Maria Adebowale-Schwarte (/ˈædɛˌbwɑːlɛˈʃfɑːtə/ AD-eb-WAH-lesh-FAH-tə) is the founding director of Living Space Project. She is a commissioner for the London Sustainable Development Commission and for the English Heritage.

== Early life and education ==
Adebowale-Schwarte studied Organisational Studies at Lancaster University, graduating in 1991. She joined De Montfort University in 1992. She earned a Master's degree in Public International Law from SOAS, University of London in 1996. She holds a postgraduate certificate in architecture and sustainability from the University of East London.

== Career ==
Adebowale-Schwarte served as Commissioner for the UK Sustainable Development Commission. She is concerned about inequality and the environment. She wrote a series of essays for the Joseph Rowntree Foundation about poverty in the UK. She was awarded a London Leader award from then Mayor of London, Boris Johnson, in 2011. She was the Director of the UK Environmental Law Association and remains as a patron.
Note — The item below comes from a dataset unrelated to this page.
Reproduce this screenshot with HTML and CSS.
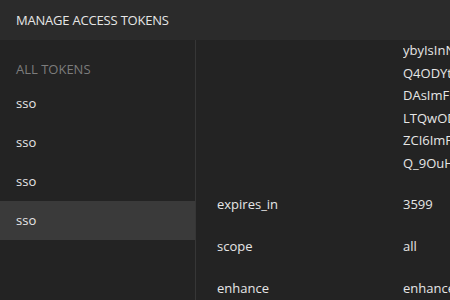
FILE: index.html
```html
<!DOCTYPE html>
<html lang="en">

<head>
    <meta charset="UTF-8">
    <meta name="viewport" content="width=device-width, initial-scale=1.0">
    <title>Manage Access Tokens</title>
    <link rel="stylesheet" href="styles.css">
</head>

<body>
    <div class="header">
        <div class="title">MANAGE ACCESS TOKENS</div>
    </div>

    <div class="content">
        <div class="sidebar">
            <div class="sidebar-label">ALL TOKENS</div>
            <div class="token-item">sso</div>
            <div class="token-item">sso</div>
            <div class="token-item">sso</div>
            <div class="token-item selected">sso</div>
        </div>

        <div class="details">
            <div class="detail-row first">
                <div class="detail-key"></div>
                <div class="detail-value token-lines">
                    <div>ybyIsInNjb3BlIjoiYWxsIiwiZXhw</div>
                    <div>Q4ODYtNGY5ZS1hM2Q1LTQ4</div>
                    <div>DAsImF1dGhvcml0aWVzIjpb</div>
                    <div>LTQwODQtYjA2OC1mZGQ5</div>
                    <div>ZCI6ImFkbWluIiwianRp</div>
                    <div>Q_9OuHx2bZkE1vM4</div>
                </div>
            </div>
            <div class="detail-row">
                <div class="detail-key">expires_in</div>
                <div class="detail-value">3599</div>
            </div>
            <div class="detail-row">
                <div class="detail-key">scope</div>
                <div class="detail-value">all</div>
            </div>
            <div class="detail-row">
                <div class="detail-key">enhance</div>
                <div class="detail-value">enhance</div>
            </div>
        </div>
    </div>
</body>

</html>
```

FILE: styles.css
```css
body {
    font-family: "Open Sans", "Segoe UI", sans-serif;
    font-size: 13px;
    margin: 0;
    padding: 0;
    background-color: #232323;
    color: #e6e6e6;
    height: 300px;
    overflow: hidden;
}

.header {
    height: 40px;
    display: flex;
    align-items: center;
    padding: 0 16px;
    background-color: #2b2b2b;
}

.title {
    font-size: 13px;
    letter-spacing: -0.2px;
}

.content {
    display: flex;
    height: 260px;
}

.sidebar {
    width: 195px;
    flex-shrink: 0;
    border-right: 1px solid #363636;
    padding-top: 12px;
}

.sidebar-label {
    height: 34px;
    line-height: 34px;
    padding-left: 16px;
    color: #7c7c7c;
    margin-bottom: -2px;
}

.token-item {
    height: 39px;
    line-height: 39px;
    padding-left: 16px;
}

.token-item.selected {
    background-color: #3a3a3a;
}

.details {
    flex: 1;
    overflow: hidden;
}

.detail-row {
    display: flex;
    padding: 10px 0;
    line-height: 22px;
}

.detail-row.first {
    padding-top: 0;
    padding-bottom: 8px;
    margin-top: -1px;
}

.detail-key {
    width: 186px;
    flex-shrink: 0;
    padding-left: 21px;
}

.detail-value {
    white-space: nowrap;
    overflow: hidden;
}

.token-lines div {
    height: 22.6px;
}
```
In 2013 Adebowale-Schwarte founded the think tank Living Space Project. which specialises in projects that focus on urban green spaces. She was inspired by the Calouste Gulbenkian Foundation to develop a Living Space Project academy that supports all industries to make green jobs across London. In 2014 she was awarded a Clore Social Leadership Environment Fellowship. In July 2016 she was appointed by the Secretary of State for Environment, Food and Rural Affairs as the natural environment lead for the Board of the Environment Agency. In 2017 Adebowale-Schwarte was appointed by Sadiq Khan to be a commissioner on the London Sustainable Development Commission, working to identify ways to improve and protect Londoner's quality of life. She published The Placemaking Factor in 2017. The book examines how we define placemaking and the environment.

She has been an advisor for the Big Lottery Fund, Nesta, National Heritage Memorial Fund and Artists' Project Earth. She is a member of the Women's Environmental Network. She is an affiliate member of the Royal Institute of British Architects and a Fellow of the Royal Society of Arts. She is a senior fellow for the Project for Public Spaces and coordinates their philanthropy, grants and funding program. She took part in the Amsterdam Placemaking Week in 2017. In 2018 she was appointed as a trustee of the board of the National Heritage Memorial Fund. She spoke at the 2017 Women of the World Festival and the 2018 TEDxLondon. She is included in the UK Who's Who.